Given his attitude, I did not attempt to enroll in his creative writing classes – not that I had the necessary talent. (But he did pump my ego by awarding grades of A or B+ for my written assignments.)
I was grateful, nevertheless, for his subtlety regarding my presence in his classes, contrasting as it did with the visit and seminar by his ‘friend’, the Australian Aboriginal poet, Oodgeroo Noonuccal (aka Kath Walker).
I admired her works greatly, but she did complain publicly that she had not come all the way to Port Moresby to talk to white Australians.

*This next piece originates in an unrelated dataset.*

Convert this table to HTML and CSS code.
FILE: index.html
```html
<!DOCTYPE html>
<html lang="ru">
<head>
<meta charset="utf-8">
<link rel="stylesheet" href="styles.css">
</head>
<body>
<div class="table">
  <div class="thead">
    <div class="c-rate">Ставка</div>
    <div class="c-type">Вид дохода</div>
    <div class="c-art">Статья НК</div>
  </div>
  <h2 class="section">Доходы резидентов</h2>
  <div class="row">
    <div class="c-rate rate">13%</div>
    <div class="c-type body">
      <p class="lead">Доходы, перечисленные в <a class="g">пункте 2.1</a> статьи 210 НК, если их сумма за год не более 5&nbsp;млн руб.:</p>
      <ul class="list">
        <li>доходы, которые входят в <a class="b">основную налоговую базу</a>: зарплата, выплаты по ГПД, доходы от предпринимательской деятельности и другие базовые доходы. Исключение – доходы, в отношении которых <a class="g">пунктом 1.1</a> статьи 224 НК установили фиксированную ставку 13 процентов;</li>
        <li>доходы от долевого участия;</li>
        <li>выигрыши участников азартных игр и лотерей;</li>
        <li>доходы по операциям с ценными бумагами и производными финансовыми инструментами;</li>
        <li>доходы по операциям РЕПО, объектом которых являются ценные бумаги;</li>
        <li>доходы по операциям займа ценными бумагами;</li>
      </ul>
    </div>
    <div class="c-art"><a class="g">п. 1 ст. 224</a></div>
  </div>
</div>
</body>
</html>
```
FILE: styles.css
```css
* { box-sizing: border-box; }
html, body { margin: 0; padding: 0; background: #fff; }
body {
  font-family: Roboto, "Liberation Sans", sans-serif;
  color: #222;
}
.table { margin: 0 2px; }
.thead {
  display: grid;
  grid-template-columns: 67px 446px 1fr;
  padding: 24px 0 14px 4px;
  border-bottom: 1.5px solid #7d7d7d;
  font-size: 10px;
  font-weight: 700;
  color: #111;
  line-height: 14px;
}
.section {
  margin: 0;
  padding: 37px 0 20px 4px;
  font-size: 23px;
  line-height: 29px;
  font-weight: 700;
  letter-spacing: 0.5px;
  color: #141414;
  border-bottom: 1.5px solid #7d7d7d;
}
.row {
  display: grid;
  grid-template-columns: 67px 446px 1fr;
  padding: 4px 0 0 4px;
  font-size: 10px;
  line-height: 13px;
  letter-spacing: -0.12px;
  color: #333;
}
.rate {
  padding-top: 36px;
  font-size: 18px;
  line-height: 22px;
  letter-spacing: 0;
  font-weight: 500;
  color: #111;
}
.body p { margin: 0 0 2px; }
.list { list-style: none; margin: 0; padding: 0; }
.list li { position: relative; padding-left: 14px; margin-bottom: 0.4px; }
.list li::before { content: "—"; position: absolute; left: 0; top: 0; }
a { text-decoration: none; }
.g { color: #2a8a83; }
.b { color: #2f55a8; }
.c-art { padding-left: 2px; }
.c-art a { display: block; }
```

Ulli was far from subtle, however, in propagating his anti-colonial agenda.
Understandable as it was given the times, it nevertheless rankled me.
Like my school teacher colleagues, I did not see myself as a ‘coloniser’, even though I was certainly part of a colonial system.

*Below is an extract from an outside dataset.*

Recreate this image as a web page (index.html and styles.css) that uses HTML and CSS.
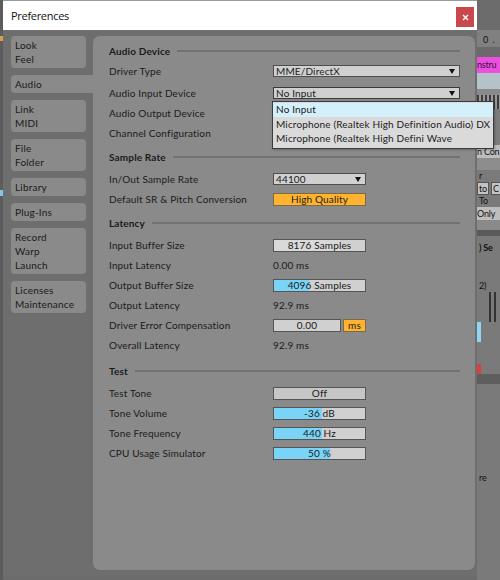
FILE: index.html
```html
<!DOCTYPE html>
<html>
<head>
<meta charset="utf-8">
<title>Preferences</title>
<link rel="stylesheet" href="styles.css">
</head>
<body>
<div class="desk">
  <div class="bg-left">
    <i class="bl bl-orange"></i>
    <i class="bl bl-blue"></i>
  </div>
  <div class="bg-right">
    <div class="br-top">0 .</div>
    <div class="br-gap1"></div>
    <div class="br-magenta">nstru</div>
    <div class="br-bluegray"></div>
    <div class="br-gap2"></div>
    <div class="br-bars"></div>
    <div class="br-gap3">m</div>
    <div class="br-light">n Con</div>
    <div class="br-gap4"></div>
    <div class="br-text">r</div>
    <div class="br-pair"><span>to</span><span>C</span></div>
    <div class="br-text">To</div>
    <div class="br-light">Only</div>
    <div class="br-band"></div>
    <div class="br-dark"></div>
    <div class="br-text br-se">) Se</div>
    <div class="br-space1"></div>
    <div class="br-text">2)</div>
    <div class="br-space2"></div>
    <div class="br-cyan"></div>
    <div class="br-space3"></div>
    <div class="br-red"></div>
    <div class="br-band2"></div>
    <div class="br-space4"></div>
    <div class="br-text">re</div>
  </div>

  <div class="window">
    <div class="titlebar">
      <span class="title">Preferences</span>
      <div class="close">
        <svg width="7" height="7" viewBox="0 0 7 7"><path d="M1 1L6 6M6 1L1 6" stroke="#fff" stroke-width="1.4" fill="none"/></svg>
      </div>
    </div>
    <div class="body">
      <nav class="tabs">
        <div class="tab">Look<br>Feel</div>
        <div class="tab active">Audio</div>
        <div class="tab">Link<br>MIDI</div>
        <div class="tab">File<br>Folder</div>
        <div class="tab">Library</div>
        <div class="tab">Plug-Ins</div>
        <div class="tab">Record<br>Warp<br>Launch</div>
        <div class="tab">Licenses<br>Maintenance</div>
      </nav>
      <main class="panel">
        <section class="section first">
          <div class="heading"><span>Audio Device</span><i class="rule"></i></div>
          <div class="row"><span class="label">Driver Type</span>
            <div class="select wide">MME/DirectX<i class="arrow"></i></div></div>
          <div class="row"><span class="label">Audio Input Device</span>
            <div class="select wide focus">No Input<i class="arrow"></i>
              <div class="popup">
                <div class="opt hl">No Input</div>
                <div class="opt">Microphone (Realtek High Definition Audio) DX</div>
                <div class="opt">Microphone (Realtek High Defini Wave</div>
              </div>
            </div></div>
          <div class="row"><span class="label">Audio Output Device</span></div>
          <div class="row"><span class="label">Channel Configuration</span></div>
        </section>

        <section class="section">
          <div class="heading"><span>Sample Rate</span><i class="rule"></i></div>
          <div class="row"><span class="label">In/Out Sample Rate</span>
            <div class="select">44100<i class="arrow"></i></div></div>
          <div class="row"><span class="label">Default SR &amp; Pitch Conversion</span>
            <div class="box orange">High Quality</div></div>
        </section>

        <section class="section">
          <div class="heading"><span>Latency</span><i class="rule"></i></div>
          <div class="row"><span class="label">Input Buffer Size</span>
            <div class="box"><i class="fill pale" style="width:72%"></i><span class="val">8176 Samples</span></div></div>
          <div class="row"><span class="label">Input Latency</span><span class="value">0.00 ms</span></div>
          <div class="row"><span class="label">Output Buffer Size</span>
            <div class="box"><i class="fill blue" style="width:38%"></i><span class="val">4096 Samples</span></div></div>
          <div class="row"><span class="label">Output Latency</span><span class="value">92.9 ms</span></div>
          <div class="row"><span class="label">Driver Error Compensation</span>
            <div class="box short"><span class="val">0.00</span></div><div class="box unit orange">ms</div></div>
          <div class="row"><span class="label">Overall Latency</span><span class="value">92.9 ms</span></div>
        </section>

        <section class="section test">
          <div class="heading"><span>Test</span><i class="rule"></i></div>
          <div class="row"><span class="label">Test Tone</span>
            <div class="box off"><span class="val">Off</span></div></div>
          <div class="row"><span class="label">Tone Volume</span>
            <div class="box"><i class="fill blue" style="width:53%"></i><span class="val">-36 dB</span></div></div>
          <div class="row"><span class="label">Tone Frequency</span>
            <div class="box"><i class="fill blue" style="width:53%"></i><span class="val">440 Hz</span></div></div>
          <div class="row"><span class="label">CPU Usage Simulator</span>
            <div class="box"><i class="fill blue" style="width:61%"></i><span class="val">50 %</span></div></div>
        </section>
      </main>
    </div>
  </div>
</div>
</body>
</html>
```

FILE: styles.css
```css
* { box-sizing: border-box; }
html, body { margin: 0; padding: 0; }
body {
  width: 500px;
  height: 580px;
  overflow: hidden;
  background: #6c6c6c;
  font-family: Lato, "Open Sans", sans-serif;
  color: #1a1a1a;
}
.desk { position: relative; width: 500px; height: 580px; }

/* background application (left sliver) */
.bg-left {
  position: absolute; left: 0; top: 0; width: 3px; height: 580px;
  background: #5c5c5c;
}
.bl { position: absolute; left: 0; width: 3px; display: block; }
.bl-orange { top: 36px; height: 5px; background: #d8a050; }
.bl-blue { top: 190px; height: 6px; background: #7fc9e8; }

/* background application (right sliver) */
.bg-right {
  position: absolute; left: 477px; top: 30px; width: 23px; height: 550px;
  background: #7a7a7a;
  display: flex; flex-direction: column;
  font-size: 9px; color: #111; overflow: hidden; white-space: nowrap;
  letter-spacing: -0.2px;
}
.br-top { height: 17px; background: #808080; padding: 4px 0 0 6px; letter-spacing: 1px; }
.br-gap1 { height: 10px; background: #6a6a6a; }
.br-magenta { height: 16px; background: #ea4fdd; padding: 2px 0 0 0; color: #3a1040; }
.br-bluegray { height: 16px; background: #b4c3c9; }
.br-gap2 { height: 6px; background: #8a8a8a; }
.br-bars { height: 14px; background: repeating-linear-gradient(90deg, #3c3c3c 0 2px, #9a9a9a 2px 4px); }
.br-gap3 { height: 36px; background: #7c7c7c; padding-top: 24px; }
.br-light { height: 13px; background: #bdbdbd; line-height: 13px; }
.br-gap4 { height: 12px; background: #8d8d8d; }
.br-text { height: 12px; line-height: 12px; padding-left: 2px; }
.br-pair { height: 13px; display: flex; gap: 2px; }
.br-pair span { background: #c4c4c4; border: 1px solid #555; line-height: 11px; padding: 0 1px; }
.br-band { height: 10px; background: #8a8a8a; }
.br-dark { height: 6px; background: #5a5a5a; }
.br-se { height: 24px; line-height: 24px; font-weight: 700; }
.br-space1 { height: 20px; }
.br-space2 { height: 30px; background: repeating-linear-gradient(90deg, #7a7a7a 0 12px, #333 12px 14px, #7a7a7a 14px 17px, #333 17px 19px); }
.br-cyan { height: 20px; width: 4px; background: #8fd6f2; }
.br-space3 { height: 22px; }
.br-red { height: 10px; width: 4px; background: #d84040; }
.br-band2 { height: 10px; background: #5e5e5e; }
.br-space4 { height: 88px; }

/* dialog window */
.window {
  position: absolute; left: 3px; top: 0;
  width: 474px; height: 577px;
  display: flex; flex-direction: column;
  background: #6e6e6e;
  border-top: 1px solid #9a9a9a;
}
.titlebar {
  height: 29px; flex: none;
  background: #ffffff;
  display: flex; align-items: center; justify-content: space-between;
  padding: 0 3px 0 8px;
}
.title {
  font-family: "Open Sans", "Noto Sans", sans-serif;
  font-size: 11px; letter-spacing: -0.3px; color: #111;
}
.close {
  width: 18px; height: 20px;
  background: #c9484d;
  display: flex; align-items: center; justify-content: center;
  margin-top: 3px;
}
.close svg { display: block; }

.body {
  flex: 1;
  display: flex;
  gap: 7px;
  padding: 6px 7px 7px 8px;
}

/* tabs */
.tabs {
  width: 75px; flex: none;
  display: flex; flex-direction: column;
  gap: 7px;
}
.tab {
  background: #8a8a8a;
  border-radius: 4px;
  padding: 2px 0 2px 4px;
  font-size: 10px;
  line-height: 14px;
  letter-spacing: 0.2px;
  color: #1a1a1a;
}
.tab.active {
  margin-right: -8px;
  border-radius: 4px 0 0 4px;
}

/* main panel */
.panel {
  flex: 1;
  background: #8a8a8a;
  border-radius: 7px;
  padding: 5px 15px 0 16px;
  font-size: 10px;
  letter-spacing: 0.15px;
}
.section + .section { margin-top: 4px; }
.section.test { margin-top: 6px; }
.heading {
  height: 20px;
  display: flex; align-items: center; gap: 7px;
  font-weight: 700;
  margin-bottom: 2px;
}
.section.first .heading { margin-bottom: 0; }
.section.first .row:nth-child(2) { height: 20px; margin-bottom: 2px; }
.rule { display: block; flex: 1; height: 2px; background: #727272; }
.row {
  height: 20px;
  display: flex; align-items: center;
}
.label { width: 164px; flex: none; white-space: nowrap; }

/* controls */
.select {
  position: relative;
  width: 93px; height: 12px;
  background: #d0d0d0;
  border: 1px solid #4e4e4e;
  line-height: 10px;
  padding-left: 2px;
  white-space: nowrap;
}
.select.wide { width: 187px; }
.select.focus { border-color: #3a3a3a; }
.arrow {
  position: absolute; right: 4px; top: 3px;
  width: 0; height: 0;
  border-left: 3.5px solid transparent;
  border-right: 3.5px solid transparent;
  border-top: 5px solid #111;
}
.popup {
  position: absolute; left: -2px; top: 13px;
  width: 222px;
  background: #dadada;
  border: 1px solid #3c3c3c;
  padding: 1px 0 2px;
  z-index: 5;
  box-shadow: 1px 1px 2px rgba(0,0,0,0.25);
}
.opt { height: 13.5px; line-height: 13.5px; padding-left: 3px; white-space: nowrap; }
.opt + .opt { margin-top: 1px; }
.opt.hl { background: #d4f0fb; }

.box {
  position: relative;
  width: 93px; height: 13px;
  background: #d0d0d0;
  border: 1px solid #555;
  text-align: center;
  line-height: 11px;
  white-space: nowrap;
}
.box.orange { background: #ffb32f; border-color: #7b6a48; }
.box.short { width: 68px; }
.box.unit { width: 23px; margin-left: 2px; }
.box.off { background: #c6c6c6; }
.fill { position: absolute; left: 0; top: 0; bottom: 0; display: block; }
.fill.blue { background: #7ad4f8; }
.fill.pale { background: #d9d9d9; }
.val { position: relative; }
```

It rankled me further that a Caucasian from Germany, which Ulli was, a country with its own sorry history of colonisation, chose by inference to denigrate what my colleagues and I were trying to do in classrooms throughout Papua New Guinea.
Perhaps the truth hurt…..
As it turned out, it certainly did not hurt me to try to see the world through the eyes of the colonised, and I am, in retrospect, grateful to Ulli for opening me to that alternative view.
It has been rightly acknowledged that Ulli was far more successful as a mentor and entrepreneur than he was as a teacher.

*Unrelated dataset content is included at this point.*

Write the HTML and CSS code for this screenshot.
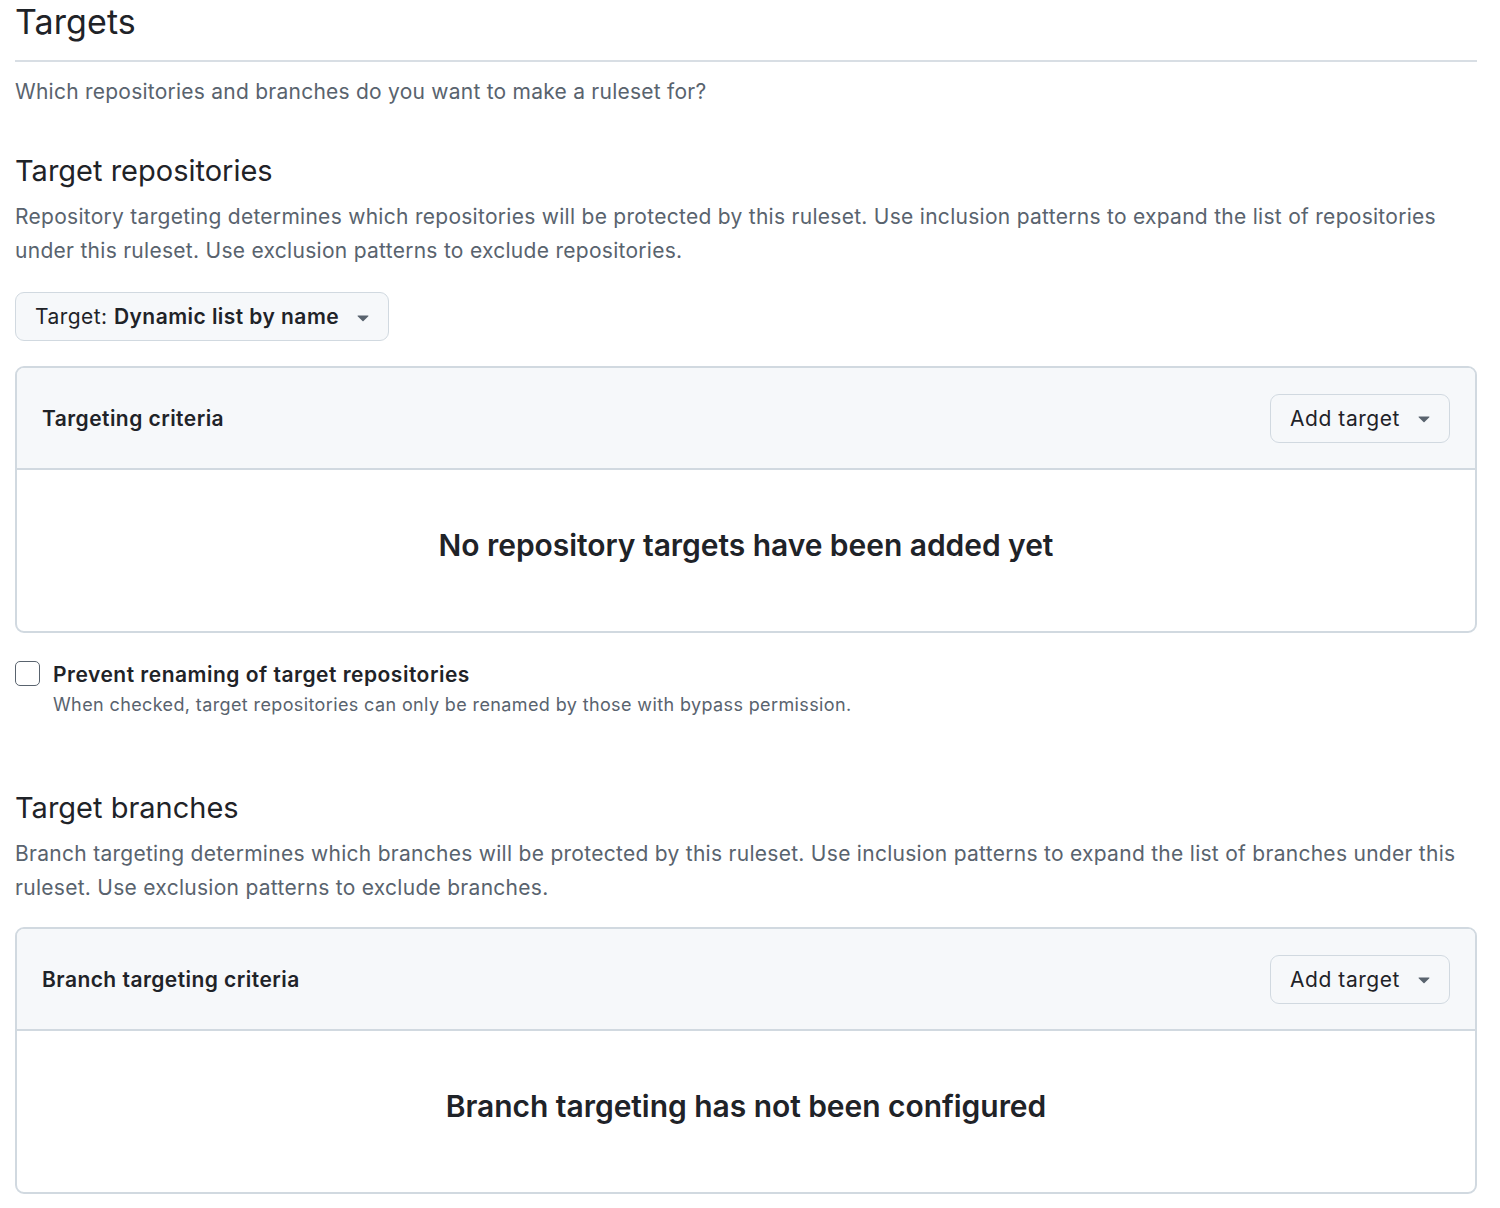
FILE: index.html
```html
<!DOCTYPE html>
<html lang="en">
<head>
<meta charset="utf-8">
<title>Targets</title>
<link rel="stylesheet" href="styles.css">
</head>
<body>
<main class="page">
  <header class="subhead">
    <h1 class="subhead-title">Targets</h1>
  </header>
  <p class="lead">Which repositories and branches do you want to make a ruleset for?</p>

  <section class="section">
    <h2 class="section-title">Target repositories</h2>
    <p class="section-desc">Repository targeting determines which repositories will be protected by this ruleset. Use inclusion patterns to expand the list of repositories under this ruleset. Use exclusion patterns to exclude repositories.</p>

    <button class="btn btn-target" type="button">
      <span>Target: <strong>Dynamic list by name</strong></span>
      <svg class="caret" viewBox="0 0 16 16" width="24" height="24" aria-hidden="true"><path d="m4.427 7.427 3.396 3.396a.25.25 0 0 0 .354 0l3.396-3.396A.25.25 0 0 0 11.396 7H4.604a.25.25 0 0 0-.177.427Z"/></svg>
    </button>

    <div class="panel">
      <div class="panel-head">
        <h3 class="panel-title">Targeting criteria</h3>
        <button class="btn btn-add" type="button">
          <span>Add target</span>
          <svg class="caret" viewBox="0 0 16 16" width="24" height="24" aria-hidden="true"><path d="m4.427 7.427 3.396 3.396a.25.25 0 0 0 .354 0l3.396-3.396A.25.25 0 0 0 11.396 7H4.604a.25.25 0 0 0-.177.427Z"/></svg>
        </button>
      </div>
      <div class="panel-body">
        <p class="blank-title">No repository targets have been added yet</p>
      </div>
    </div>

    <label class="check">
      <span class="check-box"></span>
      <span class="check-text">
        <span class="check-label">Prevent renaming of target repositories</span>
        <span class="check-hint">When checked, target repositories can only be renamed by those with bypass permission.</span>
      </span>
    </label>
  </section>

  <section class="section section-branches">
    <h2 class="section-title">Target branches</h2>
    <p class="section-desc">Branch targeting determines which branches will be protected by this ruleset. Use inclusion patterns to expand the list of branches under this ruleset. Use exclusion patterns to exclude branches.</p>

    <div class="panel">
      <div class="panel-head">
        <h3 class="panel-title">Branch targeting criteria</h3>
        <button class="btn btn-add" type="button">
          <span>Add target</span>
          <svg class="caret" viewBox="0 0 16 16" width="24" height="24" aria-hidden="true"><path d="m4.427 7.427 3.396 3.396a.25.25 0 0 0 .354 0l3.396-3.396A.25.25 0 0 0 11.396 7H4.604a.25.25 0 0 0-.177.427Z"/></svg>
        </button>
      </div>
      <div class="panel-body">
        <p class="blank-title">Branch targeting has not been configured</p>
      </div>
    </div>
  </section>
</main>
</body>
</html>
```

FILE: styles.css
```css
* {
  box-sizing: border-box;
}

html, body {
  margin: 0;
  padding: 0;
  background: #ffffff;
}

body {
  font-family: Inter, "Noto Sans", "Liberation Sans", sans-serif;
  color: #1f2328;
}

.page {
  width: 1477px;
  padding-left: 15px;
}

h1, h2, h3, p {
  margin: 0;
}

.subhead {
  border-bottom: 2px solid #d8dee4;
  height: 62px;
}

.subhead-title {
  font-size: 34px;
  font-weight: 400;
  line-height: 44px;
  letter-spacing: 0.1px;
}

.lead {
  font-size: 21px;
  line-height: 30px;
  color: #59636e;
  letter-spacing: 0.24px;
  margin-top: 15px;
}

.section {
  margin-top: 44px;
}

.section-title {
  font-size: 29px;
  font-weight: 400;
  line-height: 40px;
}

.section-desc {
  font-size: 21px;
  line-height: 34px;
  color: #59636e;
  letter-spacing: 0.28px;
  margin-top: 9px;
}

.btn {
  display: inline-flex;
  align-items: center;
  font-family: inherit;
  font-size: 21px;
  letter-spacing: 0.45px;
  color: #1f2328;
  background: #f6f8fa;
  border: 1.5px solid #d1d9e0;
  border-radius: 9px;
  cursor: pointer;
  height: 49px;
  padding: 0 13px 0 19px;
  gap: 12px;
}

.btn strong {
  font-weight: 600;
}

.caret {
  fill: #59636e;
  flex: none;
}

.btn-target {
  margin-top: 24px;
}

.panel {
  border: 2px solid #d1d9e0;
  border-radius: 9px;
  overflow: hidden;
}

.btn-target + .panel {
  margin-top: 25px;
}

.panel-head {
  height: 102px;
  background: #f6f8fa;
  border-bottom: 2px solid #d1d9e0;
  display: flex;
  align-items: center;
  justify-content: space-between;
  padding: 0 25px;
}

.panel-title {
  font-size: 21px;
  font-weight: 600;
  letter-spacing: 0.45px;
}

.btn-add {
  letter-spacing: 0.55px;
}

.panel-body {
  height: 161px;
  display: flex;
  align-items: center;
  justify-content: center;
  padding-bottom: 12px;
}

.blank-title {
  font-size: 30px;
  font-weight: 600;
  letter-spacing: -0.05px;
}

.check {
  display: flex;
  align-items: flex-start;
  gap: 13px;
  margin-top: 28px;
}

.check-box {
  flex: none;
  width: 25px;
  height: 25px;
  border: 1.5px solid #59636e;
  border-radius: 5px;
  background: #ffffff;
}

.check-text {
  display: flex;
  flex-direction: column;
}

.check-label {
  font-size: 21px;
  font-weight: 600;
  line-height: 28px;
  letter-spacing: 0.5px;
}

.check-hint {
  font-size: 18px;
  line-height: 32px;
  color: #59636e;
  letter-spacing: 0.38px;
}

.section-branches {
  margin-top: 67px;
}

.section-branches .section-desc {
  margin-bottom: 22px;
}
```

He instigated, as Michael Dom would put it, that initial wavelet of published Papua New Guinean writers and poets, establishing such vehicles as Kovave and the Papua Pocket Poets series.
And he mentored and encouraged students and others to tell their stories, traditional and contemporary.
I admired him then for his enterprise and his enormous gift to Papua New Guinea, and, in most respects, still do.
It is most regrettable, shameful even, that his hoaxes and associated unethical behaviour sullied this achievement and his reputation and his legacy.
It was fairly common knowledge on the Waigani campus and elsewhere that the playwright, M. Lovori was, in fact, Ulli Beier – if only because no-one ever managed to meet this Lovori person.
And while Maebh Long describes Ulli’s involvement with Albert Maori Kiki and Vincent Eri as ‘working with’, I doubt I am alone in suspecting his involvement was far more than this.
I didn’t know Albert Maori Kiki, however Vincent was one of my ‘bosses’ in the Education Department and I knew him reasonably well professionally and socially.
There is a certain irony in all this. For all of Ulli’s anti-colonial convictions, was he not guilty of ‘colonising’ his students and mentees?
Guilty, perhaps, of occupying their minds, cultivating their talents and ideas, and appropriating and disseminating their works, albeit for some semblance of mutual benefit.
It was Oscar Wilde who noted, “I quite agree with Dr Nordau’s assertion that all men of genius are insane, but Dr Nordau forgets that all sane people are idiots.”
For me, the ultimate question concerns how to reconcile Ulli’s unethical behaviour with his undoubted achievements?
I have chosen to acknowledge and applaud the latter, and condemn the former – and to relish the ‘warts and all’ experience of having known him.